Average student growth can be useful for purposes of research, program evaluation, and accountability. And it is something that a supervisor can use with caution and good judgment in teacher evaluations along with information on other factors related to teaching effectiveness. On the other hand, individual student growth based on general achievement measures, even if the instructional period the two achievement measures span is sufficiently long, still have enough error associated with them that they should be interpreted and used conservatively. As an example, for “early warning” as described in a previous section, students targeted for additional instruction should be overidentified so that students who really need it do not miss out on it. If some who have less of a need for extra support are given it anyway, no harm is done.

Teachers, through their own testing and observations, are the ones who should know the most about the learning gaps and instructional needs of individual students. And since growth is built into the standards and curricula to which they should be teaching, their own testing should tell them which students are progressing adequately and which ones are not. Teachers are generally not surprised by the results their students achieve on commercial or state tests. Nevertheless, “external” tests (state or commercial) do provide educators and parents a perspective on what can be expected (perhaps minimally) of students at different points in their educational experience or of students in different subgroups.
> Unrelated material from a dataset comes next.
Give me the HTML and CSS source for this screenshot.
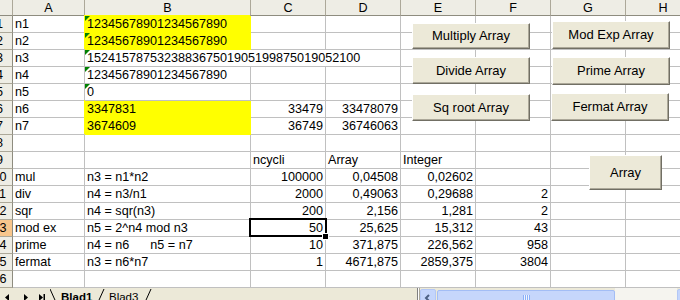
FILE: index.html
```html
<!DOCTYPE html>
<html>
<head>
	<title>Blad1</title>
	<meta charset="utf-8">
	<link rel="stylesheet" href="styles.css">
</head>
<body>
	<div class="sheet">
		<table class="grid">
			<tr class="colHeads">
				<th class="corner"></th>
				<th class="colHead colA">A</th>
				<th class="colHead colB">B</th>
				<th class="colHead colN active">C</th>
				<th class="colHead colN">D</th>
				<th class="colHead colN">E</th>
				<th class="colHead colN">F</th>
				<th class="colHead colN">G</th>
				<th class="colHead colN">H</th>
			</tr>
			<tr><th class="rowHead">1</th><td>n1</td><td class="yellow flag">12345678901234567890</td><td></td><td></td><td></td><td></td><td></td><td></td></tr>
			<tr><th class="rowHead">2</th><td>n2</td><td class="yellow flag">12345678901234567890</td><td></td><td></td><td></td><td></td><td></td><td></td></tr>
			<tr><th class="rowHead">3</th><td>n3</td><td class="flag" colspan="3">152415787532388367501905199875019052100</td><td></td><td></td><td></td><td></td></tr>
			<tr><th class="rowHead">4</th><td>n4</td><td class="flag">12345678901234567890</td><td></td><td></td><td></td><td></td><td></td><td></td></tr>
			<tr><th class="rowHead">5</th><td>n5</td><td class="flag">0</td><td></td><td></td><td></td><td></td><td></td><td></td></tr>
			<tr><th class="rowHead">6</th><td>n6</td><td class="yellow">3347831</td><td class="num">33479</td><td class="num">33478079</td><td></td><td></td><td></td><td></td></tr>
			<tr><th class="rowHead">7</th><td>n7</td><td class="yellow">3674609</td><td class="num">36749</td><td class="num">36746063</td><td></td><td></td><td></td><td></td></tr>
			<tr><th class="rowHead">8</th><td></td><td></td><td></td><td></td><td></td><td></td><td></td><td></td></tr>
			<tr><th class="rowHead">9</th><td></td><td></td><td>ncycli</td><td>Array</td><td>Integer</td><td></td><td></td><td></td></tr>
			<tr><th class="rowHead">10</th><td>mul</td><td>n3 = n1*n2</td><td class="num">100000</td><td class="num">0,04508</td><td class="num">0,02602</td><td></td><td></td><td></td></tr>
			<tr><th class="rowHead">11</th><td>div</td><td>n4 = n3/n1</td><td class="num">2000</td><td class="num">0,49063</td><td class="num">0,29688</td><td class="num">2</td><td></td><td></td></tr>
			<tr><th class="rowHead">12</th><td>sqr</td><td>n4 = sqr(n3)</td><td class="num">200</td><td class="num">2,156</td><td class="num">1,281</td><td class="num">2</td><td></td><td></td></tr>
			<tr><th class="rowHead active">13</th><td>mod ex</td><td>n5 = 2^n4 mod n3</td><td class="num current">50<div class="cursor"></div></td><td class="num">25,625</td><td class="num">15,312</td><td class="num">43</td><td></td><td></td></tr>
			<tr><th class="rowHead">14</th><td>prime</td><td class="pre">n4 = n6      n5 = n7</td><td class="num">10</td><td class="num">371,875</td><td class="num">226,562</td><td class="num">958</td><td></td><td></td></tr>
			<tr><th class="rowHead">15</th><td>fermat</td><td>n3 = n6*n7</td><td class="num">1</td><td class="num">4671,875</td><td class="num">2859,375</td><td class="num">3804</td><td></td><td></td></tr>
			<tr><th class="rowHead">16</th><td></td><td></td><td></td><td></td><td></td><td></td><td></td><td></td></tr>
		</table>

		<!-- form buttons lying on the sheet -->
		<div class="btn btnMul">Multiply Array</div>
		<div class="btn btnDiv">Divide Array</div>
		<div class="btn btnSqr">Sq root Array</div>
		<div class="btn btnMod">Mod Exp Array</div>
		<div class="btn btnPrime">Prime Array</div>
		<div class="btn btnFermat">Fermat Array</div>
		<div class="btn btnArray">Array</div>
	</div>

	<div class="tabBar">
		<svg class="tabNav" width="50" height="18" viewBox="0 0 50 18">
			<polygon points="9,6 5,9.5 9,13" fill="#000"/>
			<polygon points="24,6 28,9.5 24,13" fill="#000"/>
			<polygon points="39,6 43,9.5 39,13" fill="#000"/>
			<rect x="43.5" y="6" width="1.5" height="7" fill="#000"/>
		</svg>
		<div class="tabs">
			<svg width="120" height="18" viewBox="0 0 120 18">
				<line x1="0" y1="1" x2="7.7" y2="18" stroke="#000" stroke-width="1"/>
				<line x1="54" y1="1" x2="46.3" y2="18" stroke="#000" stroke-width="1"/>
				<line x1="101" y1="1" x2="93.3" y2="18" stroke="#000" stroke-width="1"/>
				<text x="11" y="12.5" class="tabActive">Blad1</text>
				<text x="59" y="12.5" class="tabText">Blad3</text>
			</svg>
		</div>
		<div class="splitter"></div>
		<div class="scrollBtn">
			<svg width="14" height="16" viewBox="0 0 14 16"><polyline points="8,5 5,8 8,11" fill="none" stroke="#4d6185" stroke-width="2"/></svg>
		</div>
		<div class="thumb"></div>
		<div class="track"></div>
		<div class="scrollBtn"></div>
	</div>
</body>
</html>
```

FILE: styles.css
```css
/* page */
body {
	margin: 0;
	padding: 0;
	background-color: #fff;
	font-family: "Liberation Sans", Arial, sans-serif;
	overflow: hidden;
	width: 680px;
	height: 300px;
}

.sheet {
	position: relative;
	height: 288px;
}

/* grid */
.grid {
	margin-left: -13px;
	border-collapse: separate;
	border-spacing: 0;
	table-layout: fixed;
	width: 714px;
	font-size: 12.6px;
}

.grid td,
.grid th {
	box-sizing: border-box;
	border-right: 1px solid #c0c0c0;
	border-bottom: 1px solid #c0c0c0;
	padding: 0 2px;
	height: 17px;
	line-height: 16px;
	vertical-align: top;
	white-space: nowrap;
	text-align: left;
	font-weight: normal;
	color: #000;
}

.grid .colHeads th {
	height: 16px;
	padding-top: 1px;
	line-height: 14px;
	background-color: #eeede5;
	border-right-color: #aca899;
	border-bottom-color: #8e8c7f;
	text-align: center;
}

.corner { width: 26px; }
.colA { width: 72px; }
.colB { width: 166px; }
.colN { width: 75px; }

.grid .rowHead {
	padding: 0;
	background-color: #eeede5;
	border-right-color: #8e8c7f;
	border-bottom-color: #aca899;
	text-align: center;
}

.grid .active {
	background-color: #f8c68c;
}

.grid .num {
	text-align: right;
}

.grid .pre {
	white-space: pre;
}

.grid .yellow {
	background-color: #ff0;
	border-right-color: #ff0;
	border-bottom-color: #ff0;
	box-shadow: -1px -1px 0 #ff0;
}

/* green "number stored as text" corner */
.grid .flag {
	position: relative;
}

.grid .flag::before {
	content: "";
	position: absolute;
	top: 0;
	left: 0;
	border-top: 5px solid #008000;
	border-right: 5px solid transparent;
}

/* active cell */
.grid .current {
	position: relative;
}

.cursor {
	position: absolute;
	top: -2px;
	left: -2px;
	right: -2px;
	bottom: -1px;
	border: 2px solid #000;
}

.cursor::after {
	content: "";
	position: absolute;
	right: -3px;
	bottom: -4px;
	width: 5px;
	height: 5px;
	background-color: #000;
	box-shadow: 0 0 0 1px #fff;
}

/* buttons */
.btn {
	position: absolute;
	box-sizing: border-box;
	display: flex;
	align-items: center;
	justify-content: center;
	background-color: #ece9d8;
	border: 1px solid;
	border-color: #fff #716f64 #716f64 #fff;
	box-shadow: inset -1px -1px 0 #aca899;
	font-size: 13px;
	color: #000;
	padding-bottom: 1px;
}

.btnMul { left: 412px; top: 23px; width: 118px; height: 26px; }
.btnDiv { left: 412px; top: 57px; width: 118px; height: 27px; }
.btnSqr { left: 412px; top: 94px; width: 118px; height: 27px; }
.btnMod { left: 552px; top: 21px; width: 118px; height: 28px; }
.btnPrime { left: 552px; top: 57px; width: 118px; height: 28px; }
.btnFermat { left: 551px; top: 93px; width: 118px; height: 28px; }
.btnArray { left: 589px; top: 155px; width: 73px; height: 35px; }

/* sheet tabs and scrollbar */
.tabBar {
	display: flex;
	height: 18px;
	background-color: #ece9d8;
}

.tabNav {
	flex: none;
}

.tabs {
	flex: none;
	width: 367px;
}

.tabs text {
	font-family: "Liberation Sans", Arial, sans-serif;
	font-size: 11.5px;
	fill: #000;
}

.tabs .tabActive {
	font-weight: bold;
}

.splitter {
	flex: none;
	box-sizing: border-box;
	width: 3px;
	border-left: 1px solid #808080;
	border-right: 1px solid #aca899;
	background-color: #fff;
}

.scrollBtn {
	flex: none;
	box-sizing: border-box;
	width: 16px;
	height: 17px;
	margin-top: 1px;
	background-color: #c4d5fc;
	border: 1px solid #b3c7f5;
	border-radius: 2px;
}

.scrollBtn svg {
	display: block;
}

.thumb {
	position: relative;
	flex: none;
	box-sizing: border-box;
	width: 178px;
	height: 16px;
	margin: 2px 0 0 1px;
	background-color: #c6d6fb;
	border: 1px solid #a3bdf5;
	border-radius: 2px;
}

.thumb::after {
	content: "";
	position: absolute;
	left: 85px;
	top: 4px;
	width: 7px;
	height: 8px;
	background: repeating-linear-gradient(90deg, #8cb0f8 0 1px, #eef4fe 1px 2px);
}

.track {
	flex: none;
	width: 62px;
	background-color: #f5f4ef;
}
```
If I’ve presented a seemingly negative view of growth measures, let me end this post by saying that that is not my intent. Academic growth, aka learning, is our goal in education; and imperfect as growth measures may be, there are still good uses to which they can be put. Again, average growth can be valuable for purposes of program evaluation and accountability; and “early warning” testing producing growth or status scores can be useful, provided a “no harm” principle is followed in decision making regarding individual students. Of course, both growth and status data are appropriate for inclusion in end-of-year summative assessment reports of individual student performance.